Science: Research group Immunology Sepsis/Trauma

Reprogramming of DCs during polymicrobial sepsis

Dendritic cells (DCs) coordinate the innate and adaptive immune responses against pathogens and largely contribute in sepsis-related immunosuppression. Using a clinically relevant sepsis model, we have demonstrated that sepsis exerts a long-lasting effect on DC precursors and modulate their differentiation in the bone marrow. This leads to the development of DCs with an immunosuppressive phenotype that is reflected by an elevated production of the anti-inflammatory cytokine IL-10 and inhibition of protective Th1-type immune responses (Flohé SB et al J Leukoc Biol 2006). Moreover, newly generated DCs from bone marrow directly impair the immune defense against P. aeruginosa, a frequent cause of nosocomial infection, in the lung (Pastille E J Immunol 2011).

In search of the mechanisms underlying the modulation of DC differentiation we have identified several cell populations which seem to contribute to a reprogramming of DC precursors such as activated CD4+ MHCII+ plasmacytoid DCs (Smirnov A, Front Immunol 2017) and CD8+ T-cells (Antoni A-C, Front Immunol 2022). In addition, the functional reprogramming of DCs during sepsis is associated with an altered glutamine metabolism of so far unknown origin.

Our ongoing work focuses on the molecular mechanisms responsible for the long-lasting modulation of DC precursors in sepsis. The restoration of DC function might represent novel targets for the development of immunotherapy in sepsis.

Origin of NK cell dysfunction in sterile inflammation and sepsis

Dendritic cells (DCs) that reside in almost all tissues detect invading pathogens and secrete diverse cytokines and chemokines that recruit and activate further immune cells. Interleukin (IL) 12 that is released by DCs during infection activate Natural Killer (NK) cells.
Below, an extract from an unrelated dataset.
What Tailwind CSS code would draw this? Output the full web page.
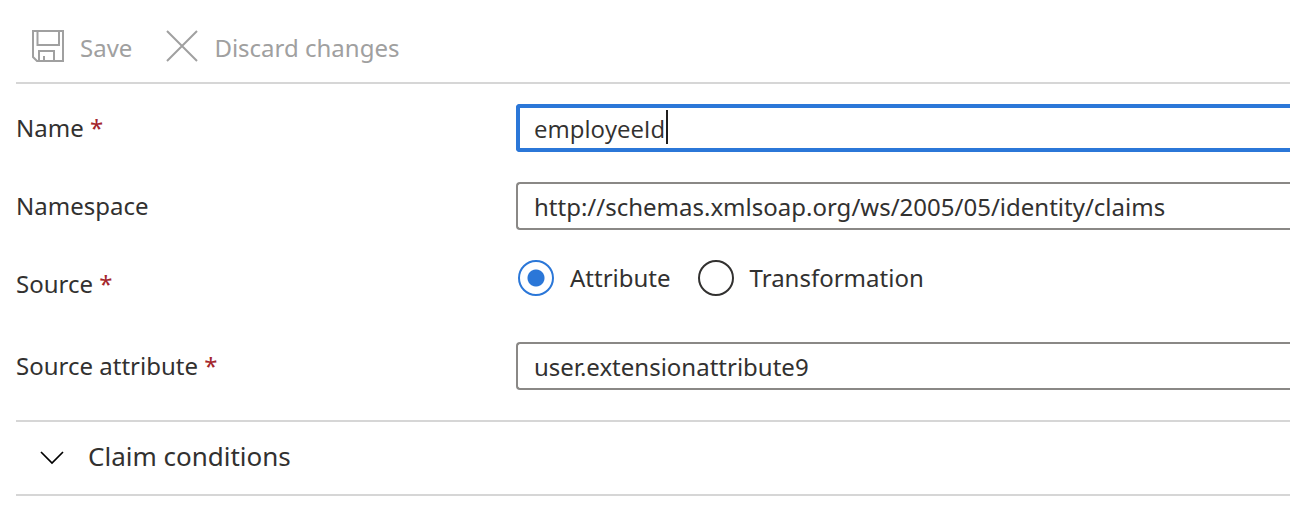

In response to IL-12 NK cells produce IFN-γ that supports the elimination of pathogens by macrophages and neutrophils. Our previous work has shown that NK cells are almost completely impaired in IFN-γ synthesis within 24 h after severe traumatic injury. The inhibition of NK cells is long-lasting and still evident at discharge from the hospital, often months after injury. We have identified a disturbed IL-12/IFN-γ axis in the patients’ NK cells that is mediated by circulating growth/differentiation factor (GDF) 15 and endogenous reprogramming of cell function (Kleinertz et al 2019, EBioMedicine 43:380). The degree of NK cell dysfunction is related to the severity of tissue injury (Müller et al. 2021, Life 12:13.) and is associated with changes in cell metabolism.
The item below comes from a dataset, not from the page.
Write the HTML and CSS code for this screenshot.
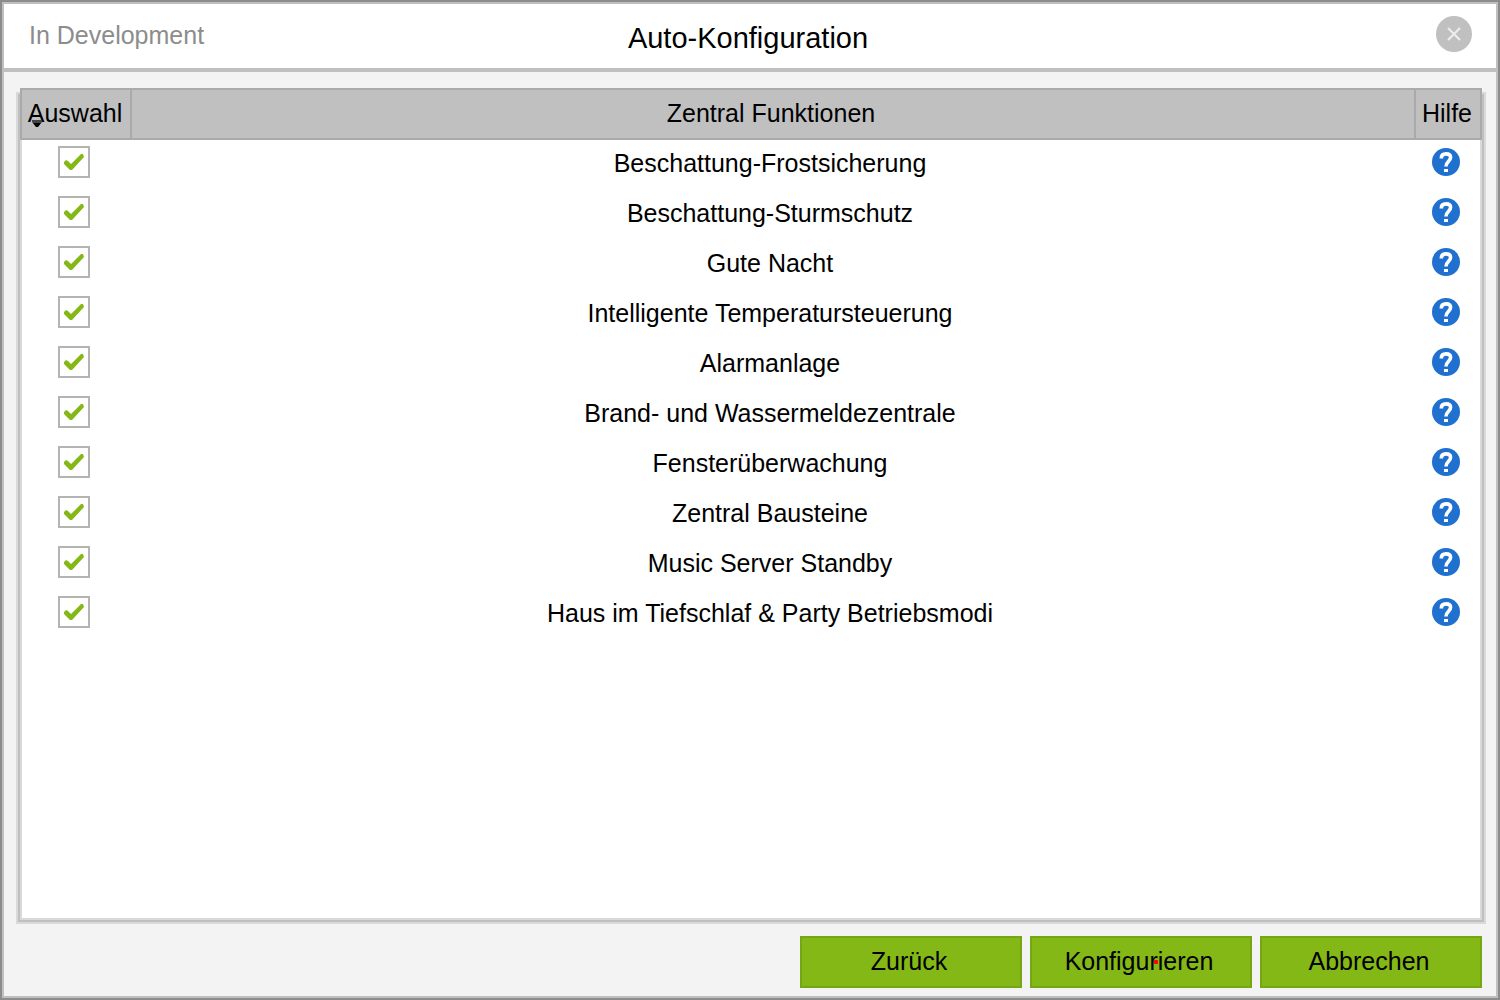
FILE: index.html
```html
<!DOCTYPE html>
<html lang="de">
<head>
<meta charset="utf-8">
<meta name="viewport" content="width=device-width, initial-scale=1">
<title>Auto-Konfiguration</title>
<link rel="stylesheet" href="styles.css">
</head>
<body>
<svg class="sprite" aria-hidden="true">
  <symbol id="help" viewBox="0 0 28 28">
    <circle cx="14" cy="14" r="14" fill="#2070d0"/>
    <path d="M9.3 10.4C9.3 7.2 11 5.9 14 5.9s4.6 1.3 4.6 3.7c0 3.6-4.6 4-4.6 9" fill="none" stroke="#fff" stroke-width="3.6"/>
    <rect x="12" y="21" width="4" height="3" fill="#fff"/>
  </symbol>
</svg>
<main class="dialog">
  <header class="titlebar">
    <span class="status">In Development</span>
    <h1 class="title">Auto-Konfiguration</h1>
    <button class="close" type="button" aria-label="Schließen">
      <svg class="close-icon" viewBox="0 0 36 36"><circle cx="18" cy="18" r="18" fill="#c0c0c0"/><path d="M12 12L24 24M24 12L12 24" stroke="#ececec" stroke-width="2.2"/></svg>
    </button>
  </header>
  <div class="content">
    <section class="panel">
      <table class="functions">
        <thead>
          <tr><th class="col-select" scope="col">Auswahl<span class="sort"></span></th><th scope="col">Zentral Funktionen</th><th class="col-help" scope="col">Hilfe</th></tr>
        </thead>
        <tbody>
          <tr><td><input class="check" type="checkbox" id="f1" checked></td><td class="name"><label for="f1">Beschattung-Frostsicherung</label></td><td><button class="help" type="button" aria-label="Hilfe"><svg class="help-icon"><use href="#help"/></svg></button></td></tr>
          <tr><td><input class="check" type="checkbox" id="f2" checked></td><td class="name"><label for="f2">Beschattung-Sturmschutz</label></td><td><button class="help" type="button" aria-label="Hilfe"><svg class="help-icon"><use href="#help"/></svg></button></td></tr>
          <tr><td><input class="check" type="checkbox" id="f3" checked></td><td class="name"><label for="f3">Gute Nacht</label></td><td><button class="help" type="button" aria-label="Hilfe"><svg class="help-icon"><use href="#help"/></svg></button></td></tr>
          <tr><td><input class="check" type="checkbox" id="f4" checked></td><td class="name"><label for="f4">Intelligente Temperatursteuerung</label></td><td><button class="help" type="button" aria-label="Hilfe"><svg class="help-icon"><use href="#help"/></svg></button></td></tr>
          <tr><td><input class="check" type="checkbox" id="f5" checked></td><td class="name"><label for="f5">Alarmanlage</label></td><td><button class="help" type="button" aria-label="Hilfe"><svg class="help-icon"><use href="#help"/></svg></button></td></tr>
          <tr><td><input class="check" type="checkbox" id="f6" checked></td><td class="name"><label for="f6">Brand- und Wassermeldezentrale</label></td><td><button class="help" type="button" aria-label="Hilfe"><svg class="help-icon"><use href="#help"/></svg></button></td></tr>
          <tr><td><input class="check" type="checkbox" id="f7" checked></td><td class="name"><label for="f7">Fensterüberwachung</label></td><td><button class="help" type="button" aria-label="Hilfe"><svg class="help-icon"><use href="#help"/></svg></button></td></tr>
          <tr><td><input class="check" type="checkbox" id="f8" checked></td><td class="name"><label for="f8">Zentral Bausteine</label></td><td><button class="help" type="button" aria-label="Hilfe"><svg class="help-icon"><use href="#help"/></svg></button></td></tr>
          <tr><td><input class="check" type="checkbox" id="f9" checked></td><td class="name"><label for="f9">Music Server Standby</label></td><td><button class="help" type="button" aria-label="Hilfe"><svg class="help-icon"><use href="#help"/></svg></button></td></tr>
          <tr><td><input class="check" type="checkbox" id="f10" checked></td><td class="name"><label for="f10">Haus im Tiefschlaf &amp; Party Betriebsmodi</label></td><td><button class="help" type="button" aria-label="Hilfe"><svg class="help-icon"><use href="#help"/></svg></button></td></tr>
        </tbody>
      </table>
    </section>
    <footer class="actions">
      <button class="action" type="button">Zurück</button>
      <button class="action" type="button">Konfigurieren<span class="marker"></span></button>
      <button class="action" type="button">Abbrechen</button>
    </footer>
  </div>
</main>
</body>
</html>
```
FILE: styles.css
```css
* {
  box-sizing: border-box;
}

body {
  margin: 0;
  color: #000;
  font: 25px/28px "Liberation Sans", Arial, sans-serif;
}

button {
  padding: 0;
  color: inherit;
  font: inherit;
}

.sprite {
  position: absolute;
  width: 0;
  height: 0;
}

.dialog {
  display: flex;
  flex-direction: column;
  min-height: 100vh;
  border: 2px solid #8c8c8c;
  background: #f3f3f3;
  box-shadow: inset 0 0 0 2px #bfbfbf;
  padding: 2px;
}

.titlebar {
  display: grid;
  grid-template-columns: 1fr auto 1fr;
  align-items: center;
  height: 68px;
  padding: 0 24px 4px 24px;
  border-bottom: 4px solid #bfbfbf;
  background: #fff;
}

.status {
  padding: 2px 0 0 1px;
  color: #8c8c8c;
}

.title {
  margin: 0;
  padding: 8px 4px 0 0;
  font-size: 29px;
  font-weight: normal;
  line-height: 32px;
}

.close {
  justify-self: end;
  width: 36px;
  height: 36px;
  border: 0;
  background: none;
}

.close-icon {
  display: block;
  width: 36px;
  height: 36px;
}

.content {
  display: flex;
  flex: 1;
  flex-direction: column;
  gap: 16px;
  padding: 16px 14px 8px 16px;
}

.panel {
  position: relative;
  z-index: 0;
  flex: 1;
  background: #fff;
  border: 2px solid #d9d9d9;
  border-top: 0;
}

/* soft double frame that starts a little below the header's top edge */
.panel::before {
  content: "";
  position: absolute;
  z-index: -1;
  inset: 8px -2px -2px;
  box-shadow: 0 0 0 2px #bfbfbf, 0 0 0 4px #d9d9d9;
}

.functions {
  width: 100%;
  table-layout: fixed;
  border-spacing: 0;
  text-align: center;
}

.functions th {
  position: relative;
  height: 52px;
  padding: 0 4px 2px 0;
  border: solid #aaa;
  border-width: 2px 2px 2px 0;
  background: #c0c0c0;
  font-weight: normal;
}

.functions thead {
  box-shadow: -2px 0 #aaa, 2px 0 #aaa;
}

.functions .col-select {
  width: 110px;
  padding-right: 2px;
}

.functions .col-help {
  width: 64px;
  padding-right: 2px;
  border-right: 0;
}

.functions td {
  height: 50px;
  padding: 0 4px 6px 0;
  vertical-align: middle;
}

.functions td:first-child {
  padding-right: 6px;
}

.functions .name {
  padding: 0 8px 4px 0;
}

.sort {
  position: absolute;
  top: 30px;
  left: 10px;
  width: 10px;
  height: 7px;
  background: linear-gradient(#444 3px, #000 3px);
  clip-path: polygon(0 0, 100% 0, 100% 2px, 6px 100%, 4px 100%, 0 2px);
}

.check {
  display: block;
  width: 32px;
  height: 32px;
  margin: 0 auto;
  border: 2px solid #b4b4b4;
  background: #fff;
  appearance: none;
}

.check:checked::before {
  content: "";
  display: block;
  width: 28px;
  height: 28px;
  background: #84b817;
  clip-path: polygon(4px 14px, 6px 12px, 8px 13px, 11px 16px, 21px 6px, 23px 6px, 24px 9px, 12px 22px, 10px 22px, 4px 16px);
}

.help {
  display: block;
  width: 28px;
  height: 28px;
  margin: 0 auto;
  border: 0;
  background: none;
}

.help-icon {
  display: block;
  width: 28px;
  height: 28px;
}

.actions {
  display: flex;
  justify-content: flex-end;
  gap: 8px;
}

.action {
  position: relative;
  width: 222px;
  height: 52px;
  border: 2px solid #76a515;
  background: #84b817;
  padding: 0 4px 2px 0;
}

.marker {
  position: absolute;
  top: 22px;
  left: 122px;
  width: 4px;
  height: 4px;
  border-radius: 1px;
  background: #f00;
}
```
Using a model for polymicrobial sepsis we found evidence for a disturbed interaction of DCs and NK cells in the lung (Pastille et al. 2015 Innate Immun. 21:115-26) indicating that NK cell dysfunction is not restricted to sterile systemic inflammation but also develops in systemic infection. Current work focuses on the molecular mechanisms underlying the disturbed IL-12/IFN-γ axis that might represent therapeutic targets to restore the function of NK cells.